Há, por fim, ganhos de competitividade associados ao barateamento do gás natural. Dados os elevados custos de transporte que restringem o comércio internacional, o preço do gás natural reflete em grande medida as condições domésticas de oferta e demanda. Isto explica por que o preço dele nos EUA hoje é muito menor do que no resto do mundo. Isto dá à economia americana uma vantagem competitiva expressiva em vários setores industriais.

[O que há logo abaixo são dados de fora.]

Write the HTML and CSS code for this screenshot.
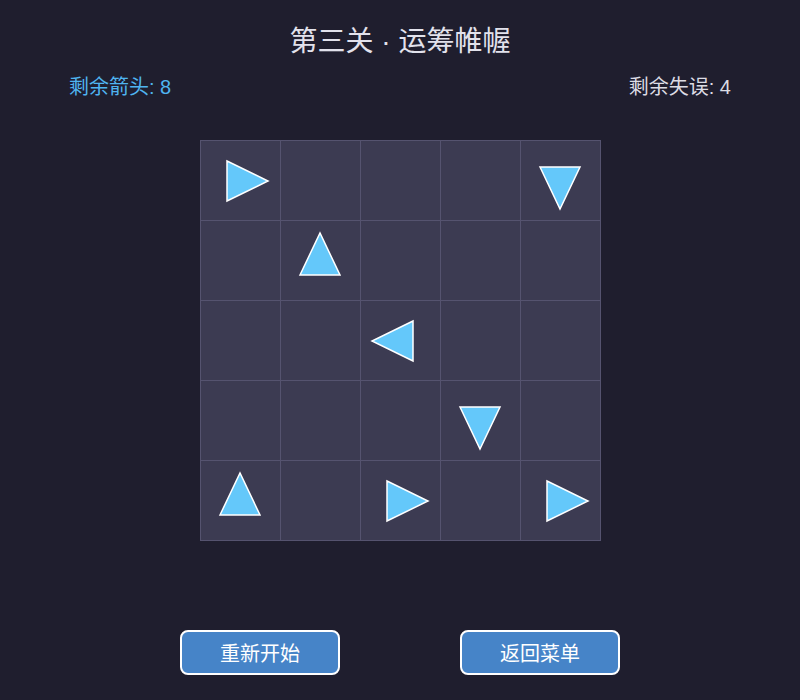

Em suma, os desenvolvimentos recentes no setor energético parecem ter efeitos macroeconômicos de monta. Há, em primeiro lugar, fortes implicações sobre a balança comercial, que devem afetar de forma importante a trajetória do dólar em horizontes mais longos. Existe, além disso, um impacto sobre a atividade econômica que vai além do efeito direto da substituição de importações. A transferência de renda de produtores de petróleo no exterior para consumidores americanos representa uma força importante de sustentação da demanda doméstica, e a isso se somam ganhos apreciáveis de competitividade no setor industrial. Isso provavelmente ajuda a explicar como a economia segue crescendo, ainda que moderadamente, em meio a uma forte contração fiscal em 2013. Passado o período de ajuste mais agudo, abre-se a perspectiva de alguma aceleração do crescimento já em 2014.